Авторские колонки в Новой газете- сентябрь 2010- май 2013 (Генис) - страница 114

Я всегда знал, что женщины не похожи на людей, но никогда не считал их ангелами. Собственно, поэтому мне так дорог средний путь, который выбрали художники Ренессанса, создавшие образ прекрасной дамы. От небесного в ней была недоступность, от земного — соблазн, от вечного — тайна, от временного — юность.

Еще и потому, что портреты писали с девочек, чтобы выдать замуж. Женщина была социальным лифтом, рычагом престижа, дорогой к богатству и знатности. Брачный торг обнажал и укреплял фамильные связи, превращая Апеннинский полуостров в грибницу знати. В безмерно сложной, но всем понятной матримониальной системе дама считалась плодом и вкладом.
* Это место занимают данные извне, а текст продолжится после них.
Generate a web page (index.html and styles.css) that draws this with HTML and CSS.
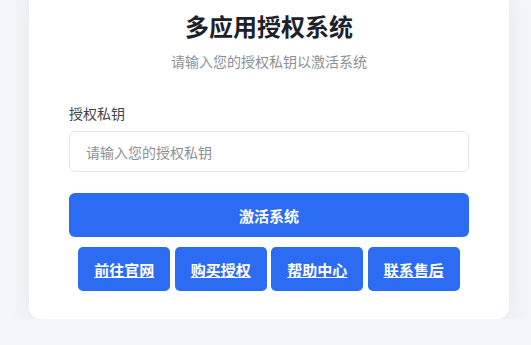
FILE: index.html
```html
<!DOCTYPE html>
<html lang="zh-CN">
<head>
<meta charset="utf-8">
<title>多应用授权系统</title>
<link rel="stylesheet" href="styles.css">
</head>
<body>
<div class="page">
  <div class="card">
    <h1 class="title">多应用授权系统</h1>
    <p class="subtitle">请输入您的授权私钥以激活系统</p>
    <label class="label" for="key">授权私钥</label>
    <input class="input" id="key" type="text" placeholder="请输入您的授权私钥">
    <button class="primary" type="button">激活系统</button>
    <div class="links">
      <a class="link-btn" href="#">前往官网</a>
      <a class="link-btn" href="#">购买授权</a>
      <a class="link-btn" href="#">帮助中心</a>
      <a class="link-btn" href="#">联系售后</a>
    </div>
  </div>
</div>
</body>
</html>
```

FILE: styles.css
```css
html, body {
  margin: 0;
  padding: 0;
  background: #f3f6f9;
  font-family: "Noto Sans CJK SC", "Noto Sans", sans-serif;
  overflow: hidden;
}
.page {
  display: flex;
  padding-left: 29px;
}
.card {
  width: 480px;
  box-sizing: border-box;
  margin-top: -16px;
  padding: 26px 40px 28px;
  background: #ffffff;
  border-radius: 12px;
  box-shadow: 0 6px 24px rgba(30, 50, 90, 0.07);
  display: flex;
  flex-direction: column;
}
.title {
  margin: 0;
  font-size: 24px;
  line-height: 32px;
  font-weight: 700;
  color: #1d2129;
  text-align: center;
}
.subtitle {
  margin: 9px 0 0;
  font-size: 14px;
  line-height: 20px;
  color: #8a9099;
  text-align: center;
}
.label {
  margin-top: 32px;
  font-size: 14px;
  line-height: 20px;
  font-weight: 400;
  color: #3f444c;
}
.input {
  margin-top: 8px;
  height: 41px;
  box-sizing: border-box;
  border: 1px solid #e1e4e9;
  border-radius: 6px;
  padding: 0 16px;
  font-family: inherit;
  font-size: 14px;
  color: #333;
  outline: none;
}
.input::placeholder {
  color: #8c9096;
}
.primary {
  margin-top: 21px;
  height: 44px;
  border: none;
  border-radius: 6px;
  background: #2b6cf2;
  color: #ffffff;
  font-family: inherit;
  font-size: 15px;
  font-weight: 700;
}
.links {
  margin-top: 10px;
  display: flex;
  justify-content: center;
  gap: 4.5px;
}
.link-btn {
  width: 92px;
  height: 44px;
  display: flex;
  align-items: center;
  justify-content: center;
  background: #2b6cf2;
  border-radius: 5px;
  color: #ffffff;
  font-size: 15px;
  font-weight: 700;
  text-decoration: underline;
}
```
Поэтому, что бы ни писал Боккаччо, девиц стерегли, как в гареме. В прогрессивных семьях им еще разрешалось беседовать с женихом в углу, но никогда наедине.

 По-восточному спрятанная от чужого взгляда, женщина брала реванш в написанных по-западному портретах — и опять скульптурных. Мраморные бюсты определяют позу и демонстрируют осанку. Выровняв затылок и плечи, модели выдают муштру домашнего воспитания. Так, неестественно, но грациозно, без усилий, стоят аристократки Пушкина и балерины Дега.

Все девушки на портретах — девочки на выданье. Безгрудые Лолиты с еще пухлыми щеками, они даже не красивы, скорей — здоровы, что, собственно, и требовалось показать претенденту, рассчитывающему на наследников.

«Если муж — голова, — говорила моя мама, — то жена — это шея», и она действительно главная. Изгиб шеи определяет благородную стать. Голову держит не колонна, как у средневековых статуй, а стебель. Стройный и сильный, он представляет лицо полуоткрытым бутоном, обещающим семейное счастье. (Даже Джульетте, если бы она, как все остальные, слушалась родителей.)

Замужество меняло роль женщин, в том числе и на портретах. В юности они раскрывали себя, в зрелости скрывали то, что придавало их красоте печаль и мудрость.

Одну такую мы знаем лучше всего, потому что Симонетту Веспуччи любила вся Флоренция. Ее рисовали все, кто решался, а Боттичелли еще и благоговел. Не осмеливаясь с ней заговорить, он поклонялся издалека и писал с нее мадонн, Весну и Венеру. На выставке вокруг ее портрета многолюдно, но тихо. В музее принято говорить шепотом, но тут лучше молчать, как в храме. Это — не портрет, а икона, но другой — более языческой — религии.

В сущности, Боттичелли написал Природу. А как еще изобразить ее всю и сразу? Таблицей Менделеева? Зигзагом молнии? Зеленым (не путать с исламом) флагом экологов?

Не жена и не мать, по Боттичелли,  природа — нежная плоть Земли. Ее волосы — колосья, прическа — урожай, взгляд — осень, наряд — зима, лицо — тихая грусть, а вся фигура — аллегория задумчивой меланхолии, разлитой в печальных садах романтиков.